STORED DATA:
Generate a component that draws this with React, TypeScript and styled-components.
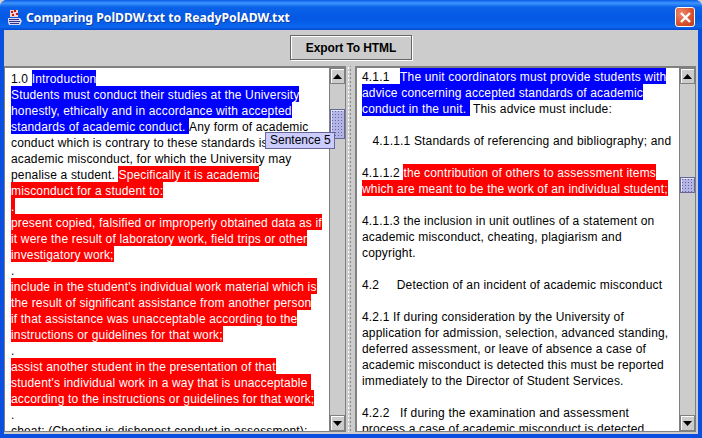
import React, { FC } from 'react'
import styled, { createGlobalStyle } from 'styled-components'

const GlobalStyle = createGlobalStyle`
  html, body {
    margin: 0;
    padding: 0;
    background: #cfcfcf;
  }
`

const Frame = styled.div`
  position: relative;
  width: 702px;
  height: 438px;
  display: flex;
  flex-direction: column;
  overflow: hidden;
  background: #0a4fe0;
  border-radius: 7px 7px 0 0;
`

const TitleBar = styled.div`
  height: 30px;
  flex: none;
  display: flex;
  align-items: center;
  padding: 4px 7px 0 7px;
  box-sizing: border-box;
  gap: 3px;
  background: linear-gradient(180deg, #0a58e6 0%, #3d95ff 10%, #0a62e8 24%, #0458e4 60%, #0a66ee 90%, #0548d0 100%);
`

const Title = styled.span`
  flex: 1;
  color: #fff;
  font: bold 12.2px 'Noto Sans', sans-serif;
  text-shadow: 1px 1px 0 #0a3fa8;
`

const CloseButton = styled.div`
  width: 20px;
  height: 20px;
  border: 1px solid #fff;
  border-radius: 3px;
  box-sizing: border-box;
  background: radial-gradient(circle at 30% 30%, #ee8a6e, #d8502c 60%, #b83a18);
  display: flex;
  align-items: center;
  justify-content: center;
`

const Body = styled.div`
  flex: 1;
  min-height: 0;
  margin: 0 4px 4px;
  background: #cccccc;
  display: flex;
  flex-direction: column;
`

const Toolbar = styled.div`
  height: 36px;
  flex: none;
  display: flex;
  justify-content: center;
  padding-top: 5px;
  box-sizing: border-box;
`

const ExportButton = styled.button`
  width: 122px;
  height: 25px;
  padding: 0;
  background: #cccccc;
  border: 1px solid #666666;
  box-shadow: inset 1px 1px 0 #ffffff, 1px 1px 0 #ffffff;
  color: #000;
  font: bold 12px 'Liberation Sans', sans-serif;
  letter-spacing: -0.1px;
`

const Split = styled.div`
  flex: 1;
  min-height: 0;
  display: flex;
  padding-bottom: 2px;
`

const Pane = styled.div<{ $width: number; $edge: number }>`
  width: ${p => p.$width}px;
  flex: none;
  display: flex;
  box-sizing: border-box;
  border: 1px solid #808080;
  border-top-width: 2px;
  border-left-width: ${p => p.$edge}px;
  background: #fff;
  overflow: hidden;
`

const Divider = styled.div`
  width: 9px;
  flex: none;
  background-color: #cccccc;
  background-image: radial-gradient(circle, #ffffff 0.8px, transparent 1px), radial-gradient(circle, #8a8a8a 0.8px, transparent 1px);
  background-repeat: repeat-y;
  background-position: 1px 0, 3px 2px;
  background-size: 3px 4px;
`

const TextArea = styled.div<{ $left: number; $top: number }>`
  flex: 1;
  min-width: 0;
  padding: ${p => p.$top}px 0 0 ${p => p.$left}px;
  overflow: hidden;
  font: 12px/19px 'Liberation Sans', sans-serif;
  letter-spacing: 0.17px;
  color: #000;
  white-space: pre;
`

const Line = styled.div`
  height: 16px;
`

const Mark = styled.span<{ $tone: 'blue' | 'red' }>`
  display: inline-block;
  height: 16px;
  background: ${p => (p.$tone === 'blue' ? '#0000ff' : '#ff0000')};
  color: #fff;
`

const ScrollTrack = styled.div`
  width: 15px;
  flex: none;
  display: flex;
  flex-direction: column;
  background: #cccccc;
  border-left: 1px solid #808080;
`

const ArrowButton = styled.div`
  height: 16px;
  flex: none;
  box-sizing: border-box;
  border: 1px solid #808080;
  box-shadow: inset 1px 1px 0 #fff;
  background: #cccccc;
  display: flex;
  align-items: center;
  justify-content: center;
`

const TrackSpace = styled.div<{ $top: number }>`
  flex: 1;
  padding-top: ${p => p.$top}px;
`

const Thumb = styled.div<{ $height: number }>`
  height: ${p => p.$height}px;
  box-sizing: border-box;
  border: 1px solid #666699;
  box-shadow: inset 1px 1px 0 #e4e4ff;
  background-color: #b4b4e6;
  background-image: radial-gradient(#666699 0.7px, transparent 0.9px);
  background-size: 3px 3px;
`

const Tip = styled.div`
  position: absolute;
  left: 265px;
  top: 132px;
  width: 70px;
  height: 17px;
  padding-left: 4px;
  box-sizing: border-box;
  background: #ccccff;
  border: 1px solid #666699;
  font: 12px/15px 'Liberation Sans', sans-serif;
  color: #000;
`

const Arrow: FC<{ up?: boolean }> = ({ up }) => (
  <svg width="9" height="5" viewBox="0 0 9 5">
    <path d={up ? 'M4.5 0 L9 5 L0 5 Z' : 'M0 0 L9 0 L4.5 5 Z'} fill="#000" />
  </svg>
)

const Scrollbar: FC<{ top: number; thumb: number }> = ({ top, thumb }) => (
  <ScrollTrack>
    <ArrowButton><Arrow up /></ArrowButton>
    <TrackSpace $top={top}>
      <Thumb $height={thumb} />
    </TrackSpace>
    <ArrowButton><Arrow /></ArrowButton>
  </ScrollTrack>
)

const AppIcon: FC = () => (
  <svg width="16" height="17" viewBox="0 0 16 17">
    <rect x="3" y="1" width="8" height="7" fill="#f4d0d0" />
    <path d="M4 2h2v2H4zM7 1h2v2H7zM9 4h2v2H9zM5 5h2v2H5z" fill="#c81818" />
    <path d="M1 9h12l2 3-2 4H2l-1-3z" fill="#d8d8f4" />
    <path d="M2 10.5h10M2 12.5h11M3 14.5h9" stroke="#30308a" strokeWidth="1" />
  </svg>
)

type Seg = { t: string; c?: 'blue' | 'red' }

const left: Seg[][] = [
  [{ t: '1.0 ' }, { t: 'Introduction', c: 'blue' }],
  [{ t: 'Students must conduct their studies at the University', c: 'blue' }],
  [{ t: 'honestly, ethically and in accordance with accepted', c: 'blue' }],
  [{ t: 'standards of academic conduct. ', c: 'blue' }, { t: 'Any form of academic' }],
  [{ t: 'conduct which is contrary to these standards is' }],
  [{ t: 'academic misconduct, for which the University may' }],
  [{ t: 'penalise a student. ' }, { t: 'Specifically it is academic', c: 'red' }],
  [{ t: 'misconduct for a student to:', c: 'red' }],
  [{ t: '.', c: 'red' }],
  [{ t: 'present copied, falsified or improperly obtained data as if', c: 'red' }],
  [{ t: 'it were the result of laboratory work, field trips or other', c: 'red' }],
  [{ t: 'investigatory work;', c: 'red' }],
  [{ t: '.' }],
  [{ t: "include in the student's individual work material which is", c: 'red' }],
  [{ t: 'the result of significant assistance from another person', c: 'red' }],
  [{ t: 'if that assistance was unacceptable according to the', c: 'red' }],
  [{ t: 'instructions or guidelines for that work;', c: 'red' }],
  [{ t: '.' }],
  [{ t: 'assist another student in the presentation of that', c: 'red' }],
  [{ t: "student's individual work in a way that is unacceptable ", c: 'red' }],
  [{ t: 'according to the instructions or guidelines for that work;', c: 'red' }],
  [{ t: '.' }],
  [{ t: 'cheat; (Cheating is dishonest conduct in assessment);' }],
]

const right: Seg[][] = [
  [{ t: '4.1.1   ' }, { t: 'The unit coordinators must provide students with', c: 'blue' }],
  [{ t: 'advice concerning accepted standards of academic', c: 'blue' }],
  [{ t: 'conduct in the unit. ', c: 'blue' }, { t: ' This advice must include:' }],
  [{ t: '' }],
  [{ t: '   4.1.1.1 Standards of referencing and bibliography; and' }],
  [{ t: '' }],
  [{ t: '4.1.1.2 ' }, { t: 'the contribution of others to assessment items', c: 'red' }],
  [{ t: 'which are meant to be the work of an individual student;', c: 'red' }],
  [{ t: '' }],
  [{ t: '4.1.1.3 the inclusion in unit outlines of a statement on' }],
  [{ t: 'academic misconduct, cheating, plagiarism and' }],
  [{ t: 'copyright.' }],
  [{ t: '' }],
  [{ t: '4.2     Detection of an incident of academic misconduct' }],
  [{ t: '' }],
  [{ t: '4.2.1 If during consideration by the University of' }],
  [{ t: 'application for admission, selection, advanced standing,' }],
  [{ t: 'deferred assessment, or leave of absence a case of' }],
  [{ t: 'academic misconduct is detected this must be reported' }],
  [{ t: 'immediately to the Director of Student Services.' }],
  [{ t: '' }],
  [{ t: '4.2.2   If during the examination and assessment' }],
  [{ t: 'process a case of academic misconduct is detected' }],
]

const Lines: FC<{ rows: Seg[][] }> = ({ rows }) => (
  <>
    {rows.map((row, i) => (
      <Line key={i}>
        {row.map((s, j) => (s.c ? <Mark key={j} $tone={s.c}>{s.t}</Mark> : <span key={j}>{s.t}</span>))}
      </Line>
    ))}
  </>
)

const App: FC = () => {
  return (
    <Frame>
      <GlobalStyle />
      <TitleBar>
        <AppIcon />
        <Title>Comparing PolDDW.txt to ReadyPolADW.txt</Title>
        <CloseButton>
          <svg width="13" height="13" viewBox="0 0 13 13">
            <path d="M2 2 L11 11 M11 2 L2 11" stroke="#fff" strokeWidth="2.4" />
          </svg>
        </CloseButton>
      </TitleBar>
      <Body>
        <Toolbar>
          <ExportButton>Export To HTML</ExportButton>
        </Toolbar>
        <Split>
          <Pane $width={342} $edge={1}>
            <TextArea $left={6} $top={2}><Lines rows={left} /></TextArea>
            <Scrollbar top={25} thumb={30} />
          </Pane>
          <Divider />
          <Pane $width={341} $edge={2}>
            <TextArea $left={5} $top={0}><Lines rows={right} /></TextArea>
            <Scrollbar top={93} thumb={16} />
          </Pane>
        </Split>
      </Body>
      <Tip>Sentence 5</Tip>
    </Frame>
  )
}

export default App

DIRECTION: Go through the material above and copy each line that has the word "React".

CORRECT RESPONSE:
Generate a component that draws this with React, TypeScript and styled-components.
import React, { FC } from 'react'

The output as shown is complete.